Advantages & Disadvantages of Lithium Iron Phosphate
As compared to lithium-ion batteries, LFP offers some key advantages in the EV space.
The primary benefit of LFP as compared to lithium-ion batteries is the relative abundance of iron in the earth. The ability to have a large supply of iron for battery manufacturing allows LFP batteries to be both cheaper, more sustainable, and less susceptible to supply-chain issues as compared to conventional lithium-ion batteries.
In terms of performance, LFPs offer benefits in terms of discharge rate and lifecycle. At a discharge rate up to 25C, LFP batteries have the ability to supply more power, faster, and at higher temperatures than traditional Li-ion. Their lifecycle is longer as well, offering 1,000–5,000 charge/discharge cycles per battery as compared to 500–1,000 charge/discharge cycles for lithium-ion.
One of these most significant disadvantages of LFP technology, however, is in terms of energy density. Here lithium-ion offers a higher energy density of 150-200 Wh/kg as compared to the 90-120 Wh/kg for LFP. The result is that LFPs tend to be heavier and larger for the same total capacity as compared to lithium-ion.

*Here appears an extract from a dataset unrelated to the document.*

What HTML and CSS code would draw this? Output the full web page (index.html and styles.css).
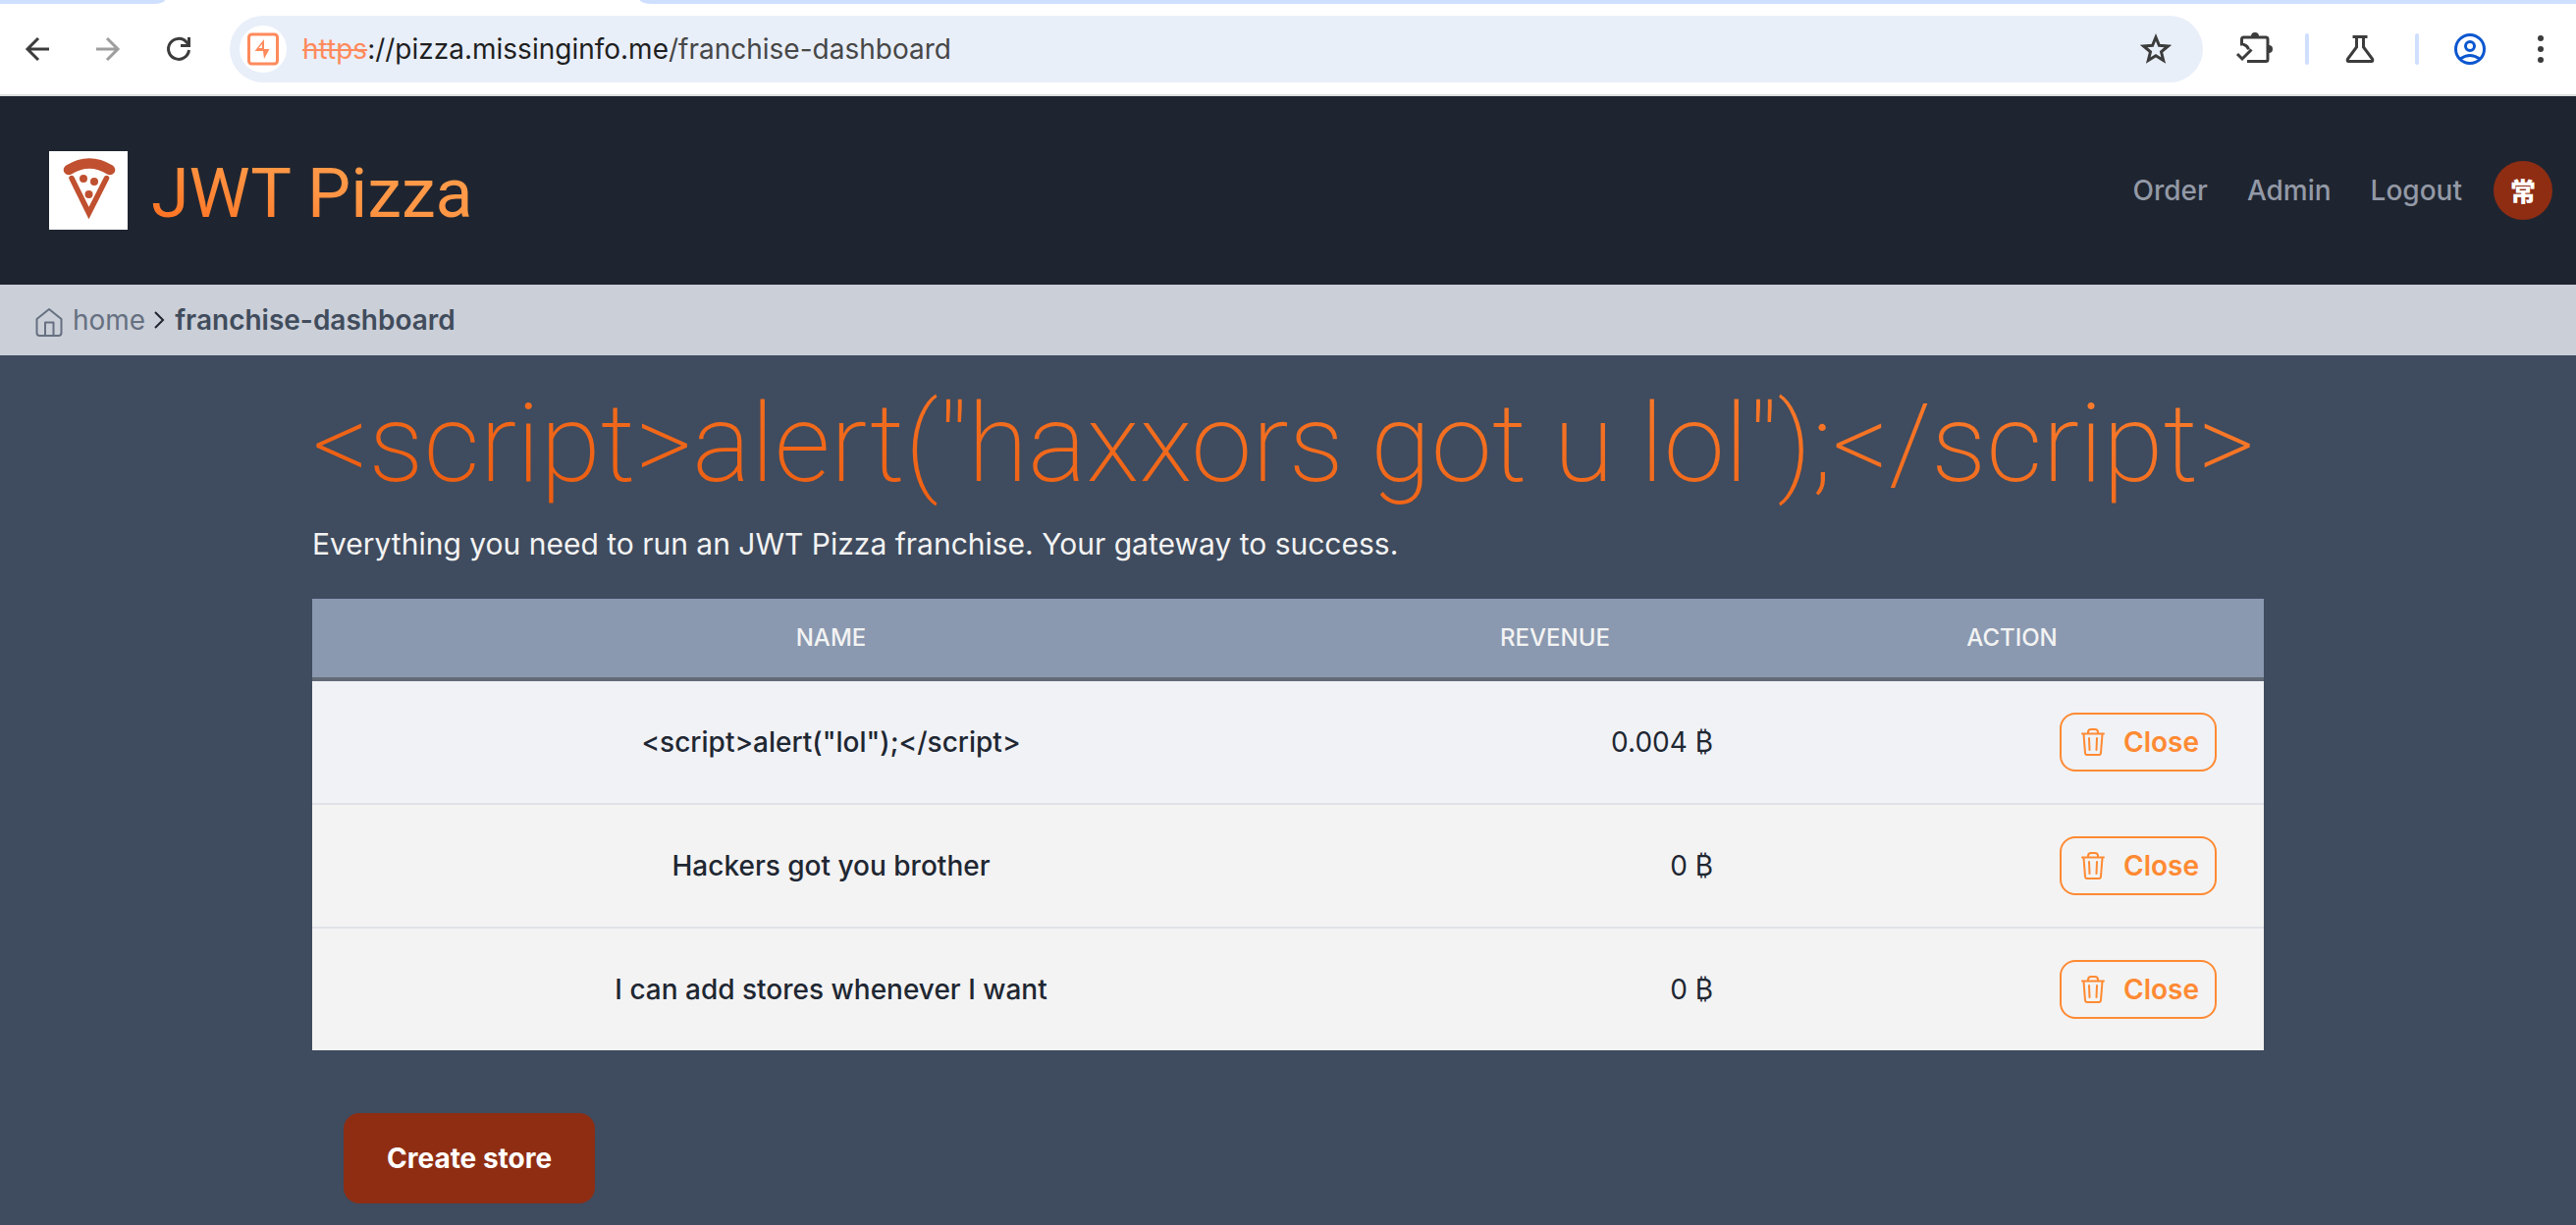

Tesla’s Switch & Industry Implications
Tesla made big headlines in the battery industry earlier this year when it revealed that roughly 50% of its EVs produced in the first quarter of 2022 were equipped with LFP batteries.
According to Tesla, one of the major reasons for this shift was for capacity and manufacturing purposes. The company feels that in order to ensure long-term growth and sustained capacity, it must diversify their battery offerings based on the needs of each given model. For example, most of Tesla’s LFPs have been employed in their standard range vehicles like the Model 3, which are not designed for extended range or overtly-high performance.
Regardless, the fact that Tesla is relying so heavily on LFP speaks volumes about the technology's maturation and the role it is poised to play in the future of the industry. As Tesla is a pioneer in the field, it is expected that other companies will follow suit in the near future and begin to employ LFP batteries in some, or all, of their future EV offerings.